* START Dataset extract *
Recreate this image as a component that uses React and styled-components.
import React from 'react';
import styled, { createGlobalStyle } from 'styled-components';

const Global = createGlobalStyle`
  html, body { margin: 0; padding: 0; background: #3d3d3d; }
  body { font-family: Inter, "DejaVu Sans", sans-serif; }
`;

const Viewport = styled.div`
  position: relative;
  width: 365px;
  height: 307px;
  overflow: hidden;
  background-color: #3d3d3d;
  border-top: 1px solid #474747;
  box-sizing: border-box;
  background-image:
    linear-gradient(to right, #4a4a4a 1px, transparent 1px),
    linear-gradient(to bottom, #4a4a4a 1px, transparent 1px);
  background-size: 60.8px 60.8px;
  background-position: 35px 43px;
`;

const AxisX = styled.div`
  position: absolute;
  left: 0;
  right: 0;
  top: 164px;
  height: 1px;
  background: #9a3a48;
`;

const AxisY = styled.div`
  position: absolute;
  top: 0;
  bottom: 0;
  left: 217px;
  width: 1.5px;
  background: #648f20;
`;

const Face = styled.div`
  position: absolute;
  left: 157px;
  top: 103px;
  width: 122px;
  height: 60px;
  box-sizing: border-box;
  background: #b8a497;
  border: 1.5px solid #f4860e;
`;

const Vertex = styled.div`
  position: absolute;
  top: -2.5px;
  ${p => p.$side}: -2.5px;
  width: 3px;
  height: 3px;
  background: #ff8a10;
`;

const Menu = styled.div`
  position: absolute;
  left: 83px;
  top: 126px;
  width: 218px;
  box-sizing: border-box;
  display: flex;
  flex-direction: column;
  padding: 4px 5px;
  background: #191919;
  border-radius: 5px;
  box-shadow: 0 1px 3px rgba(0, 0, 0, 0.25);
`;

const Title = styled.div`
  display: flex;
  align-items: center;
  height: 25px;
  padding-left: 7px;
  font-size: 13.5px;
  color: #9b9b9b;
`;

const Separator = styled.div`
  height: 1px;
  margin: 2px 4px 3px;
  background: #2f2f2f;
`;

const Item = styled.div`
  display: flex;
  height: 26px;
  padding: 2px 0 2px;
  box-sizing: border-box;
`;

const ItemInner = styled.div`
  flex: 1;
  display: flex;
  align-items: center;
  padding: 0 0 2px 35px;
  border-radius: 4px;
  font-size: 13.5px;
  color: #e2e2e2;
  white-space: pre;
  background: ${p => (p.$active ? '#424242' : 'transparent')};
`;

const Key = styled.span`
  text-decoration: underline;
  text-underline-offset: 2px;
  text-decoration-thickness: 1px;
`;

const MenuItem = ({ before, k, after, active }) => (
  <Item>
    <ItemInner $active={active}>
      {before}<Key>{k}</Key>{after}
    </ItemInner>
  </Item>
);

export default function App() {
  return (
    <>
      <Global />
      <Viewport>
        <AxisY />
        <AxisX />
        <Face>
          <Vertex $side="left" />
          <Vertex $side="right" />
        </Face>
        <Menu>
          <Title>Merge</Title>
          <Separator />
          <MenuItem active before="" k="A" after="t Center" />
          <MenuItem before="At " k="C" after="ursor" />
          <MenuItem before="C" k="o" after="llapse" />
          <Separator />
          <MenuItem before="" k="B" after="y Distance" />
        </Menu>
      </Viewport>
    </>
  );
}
* END Dataset extract *
▸ **Work to complete**
Every line of the material must be returned exactly as it appears.

▸ **Result**
Recreate this image as a component that uses React and styled-components.
import React from 'react';
import styled, { createGlobalStyle } from 'styled-components';

const Global = createGlobalStyle`
  html, body { margin: 0; padding: 0; background: #3d3d3d; }
  body { font-family: Inter, "DejaVu Sans", sans-serif; }
`;

const Viewport = styled.div`
  position: relative;
  width: 365px;
  height: 307px;
  overflow: hidden;
  background-color: #3d3d3d;
  border-top: 1px solid #474747;
  box-sizing: border-box;
  background-image:
    linear-gradient(to right, #4a4a4a 1px, transparent 1px),
    linear-gradient(to bottom, #4a4a4a 1px, transparent 1px);
  background-size: 60.8px 60.8px;
  background-position: 35px 43px;
`;

const AxisX = styled.div`
  position: absolute;
  left: 0;
  right: 0;
  top: 164px;
  height: 1px;
  background: #9a3a48;
`;

const AxisY = styled.div`
  position: absolute;
  top: 0;
  bottom: 0;
  left: 217px;
  width: 1.5px;
  background: #648f20;
`;

const Face = styled.div`
  position: absolute;
  left: 157px;
  top: 103px;
  width: 122px;
  height: 60px;
  box-sizing: border-box;
  background: #b8a497;
  border: 1.5px solid #f4860e;
`;

const Vertex = styled.div`
  position: absolute;
  top: -2.5px;
  ${p => p.$side}: -2.5px;
  width: 3px;
  height: 3px;
  background: #ff8a10;
`;

const Menu = styled.div`
  position: absolute;
  left: 83px;
  top: 126px;
  width: 218px;
  box-sizing: border-box;
  display: flex;
  flex-direction: column;
  padding: 4px 5px;
  background: #191919;
  border-radius: 5px;
  box-shadow: 0 1px 3px rgba(0, 0, 0, 0.25);
`;

const Title = styled.div`
  display: flex;
  align-items: center;
  height: 25px;
  padding-left: 7px;
  font-size: 13.5px;
  color: #9b9b9b;
`;

const Separator = styled.div`
  height: 1px;
  margin: 2px 4px 3px;
  background: #2f2f2f;
`;

const Item = styled.div`
  display: flex;
  height: 26px;
  padding: 2px 0 2px;
  box-sizing: border-box;
`;

const ItemInner = styled.div`
  flex: 1;
  display: flex;
  align-items: center;
  padding: 0 0 2px 35px;
  border-radius: 4px;
  font-size: 13.5px;
  color: #e2e2e2;
  white-space: pre;
  background: ${p => (p.$active ? '#424242' : 'transparent')};
`;

const Key = styled.span`
  text-decoration: underline;
  text-underline-offset: 2px;
  text-decoration-thickness: 1px;
`;

const MenuItem = ({ before, k, after, active }) => (
  <Item>
    <ItemInner $active={active}>
      {before}<Key>{k}</Key>{after}
    </ItemInner>
  </Item>
);

export default function App() {
  return (
    <>
      <Global />
      <Viewport>
        <AxisY />
        <AxisX />
        <Face>
          <Vertex $side="left" />
          <Vertex $side="right" />
        </Face>
        <Menu>
          <Title>Merge</Title>
          <Separator />
          <MenuItem active before="" k="A" after="t Center" />
          <MenuItem before="At " k="C" after="ursor" />
          <MenuItem before="C" k="o" after="llapse" />
          <Separator />
          <MenuItem before="" k="B" after="y Distance" />
        </Menu>
      </Viewport>
    </>
  );
}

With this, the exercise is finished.